Untuk mengenang sejarahnya dibangunlah Museum Kretek dengan berbagai peninggalan, semua sejarah diulik dan ada di dalam museum ini. Hingga ada pergempuran kretek dinikmati juga oleh perempuan yang kemudian cerita ini diangkat mnjadi sebuah film yang berjudul "Gadis Kretek" yang membuat kretek semakin dikenal lagi oleh masyarakat muda mudi. Sampai saat ini kretek masih menjadi salah satu sektor perekonomian masyarakat Kudus . Sudah lebih dari 60.000 masyarakat Kudus yang bekerja di pabrik yang berjalan dibidang kretek. Hampir seluruh masyarakat kudus mengandalkan mata pencahariannya pada pabrik pabrik rokok yang ada di sini. Terbukti dari data yang diunggah kuduskab.bps.go.id angka kemiskinan Kudus berkurang dari tahun ke tahun. https://kuduskab.bps.go.id/id/news/2024/08/06/275/potret-kemiskinan-makro-kabupaten-kudus.html
Salah seorang masyarakat kudus menegaskan "saya sudah bekerja di pabrik djarum selama 23 tahun sejak ditinggalkan suami dan saya menghidupi dua anak saya sendiri sejak mereka masih sangat kecil hingga saat ini mereka bias bekerja berkat pendapatan saya bekerja dan mengabdi di djarum" (Titik Sunarti, 2024)

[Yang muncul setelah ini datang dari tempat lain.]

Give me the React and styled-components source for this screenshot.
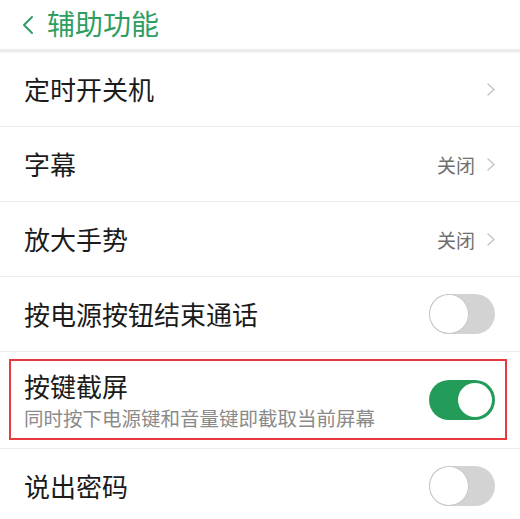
import styled, { createGlobalStyle } from "styled-components";

const GlobalStyle = createGlobalStyle`
  html, body {
    margin: 0;
    padding: 0;
    background: #ffffff;
  }
  body {
    font-family: "Noto Sans CJK SC", "Noto Sans", sans-serif;
    overflow: hidden;
  }
`;

const Page = styled.div`
  width: 520px;
  height: 519px;
  overflow: hidden;
  background: #fff;
`;

const Header = styled.header`
  height: 49px;
  display: flex;
  align-items: center;
  gap: 13px;
  padding-left: 22px;
  border-bottom: 3px solid #ececec;
  box-shadow: 0 1px 2px rgba(0, 0, 0, 0.04);
`;

const HeaderTitle = styled.h1`
  margin: 0;
  font-size: 28px;
  font-weight: 400;
  color: #2f9e60;
  line-height: 1;
  padding-bottom: 4px;
`;

const List = styled.div`
  display: flex;
  flex-direction: column;
`;

const Row = styled.div`
  display: flex;
  align-items: center;
  justify-content: space-between;
  height: ${({ $tall }) => ($tall ? "97px" : "75px")};
  padding: ${({ $tall }) => ($tall ? "7px 13px 8px 9px" : "0 25px 0 24px")};
  border-bottom: 1px solid #ececec;
  box-sizing: border-box;
  flex-shrink: 0;
`;

const Highlight = styled.div`
  flex: 1;
  align-self: stretch;
  display: flex;
  align-items: center;
  justify-content: space-between;
  border: 2px solid #e63a3f;
  padding: 0 10px 0 13px;
`;

const Texts = styled.div`
  display: flex;
  flex-direction: column;
  gap: 4px;
`;

const Label = styled.span`
  font-size: 26px;
  color: #1b1b1b;
  line-height: 32px;
`;

const Sub = styled.span`
  font-size: 19.5px;
  color: #8a8a8a;
  line-height: 24px;
`;

const Trailing = styled.div`
  display: flex;
  align-items: center;
  gap: 12px;
`;

const Value = styled.span`
  font-size: 19px;
  color: #6f6f6f;
`;

const Toggle = styled.div`
  position: relative;
  width: 66px;
  height: 40px;
  border-radius: 20px;
  background: ${({ $on }) => ($on ? "#229c58" : "#d3d3d3")};
  flex-shrink: 0;

  &::after {
    content: "";
    position: absolute;
    top: ${({ $on }) => ($on ? "3px" : "1px")};
    left: ${({ $on }) => ($on ? "29px" : "1px")};
    width: ${({ $on }) => ($on ? "34px" : "38px")};
    height: ${({ $on }) => ($on ? "34px" : "38px")};
    border-radius: 50%;
    background: #fff;
    box-shadow: ${({ $on }) => ($on ? "none" : "0 0 0 1px #c8c8c8")};
  }
`;

const Chevron = ({ color = "#c4c4c4", w = 8, h = 13, sw = 1.4 }) => (
  <svg width={w} height={h} viewBox={`0 0 ${w} ${h}`} fill="none">
    <polyline
      points={`1,1 ${w - 1},${h / 2} 1,${h - 1}`}
      stroke={color}
      strokeWidth={sw}
      strokeLinecap="round"
      strokeLinejoin="round"
    />
  </svg>
);

const BackArrow = () => (
  <svg width="12" height="20" viewBox="0 0 12 20" fill="none">
    <polyline
      points="10,2 2,10 10,18"
      stroke="#2f9e60"
      strokeWidth="2"
      strokeLinecap="round"
      strokeLinejoin="round"
    />
  </svg>
);

const items = [
  { label: "定时开关机", type: "link" },
  { label: "字幕", type: "link", value: "关闭" },
  { label: "放大手势", type: "link", value: "关闭" },
  { label: "按电源按钮结束通话", type: "toggle", on: false },
  {
    label: "按键截屏",
    sub: "同时按下电源键和音量键即截取当前屏幕",
    type: "toggle",
    on: true,
    marked: true,
  },
  { label: "说出密码", type: "toggle", on: false },
];

function Trail({ item }) {
  if (item.type === "toggle") return <Toggle $on={item.on} />;
  return (
    <Trailing>
      {item.value && <Value>{item.value}</Value>}
      <Chevron />
    </Trailing>
  );
}

export default function App() {
  return (
    <Page>
      <GlobalStyle />
      <Header>
        <BackArrow />
        <HeaderTitle>辅助功能</HeaderTitle>
      </Header>
      <List>
        {items.map((item) =>
          item.marked ? (
            <Row key={item.label} $tall>
              <Highlight>
                <Texts>
                  <Label>{item.label}</Label>
                  <Sub>{item.sub}</Sub>
                </Texts>
                <Trail item={item} />
              </Highlight>
            </Row>
          ) : (
            <Row key={item.label}>
              <Label>{item.label}</Label>
              <Trail item={item} />
            </Row>
          )
        )}
      </List>
    </Page>
  );
}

Banyak keuntungan adanya pabrik pabrik rokok yang ada di kudus. Kita ambil contoh pabrik Djarum yang telah melakukan renovasi rumah rumah masyarakat kudus hingga menggelontorkan dana sebanyak 4 miliar dan yang baru baru ini dilakukan yaitu mendirikan stadion besar di desa rendeng kecamatan kota.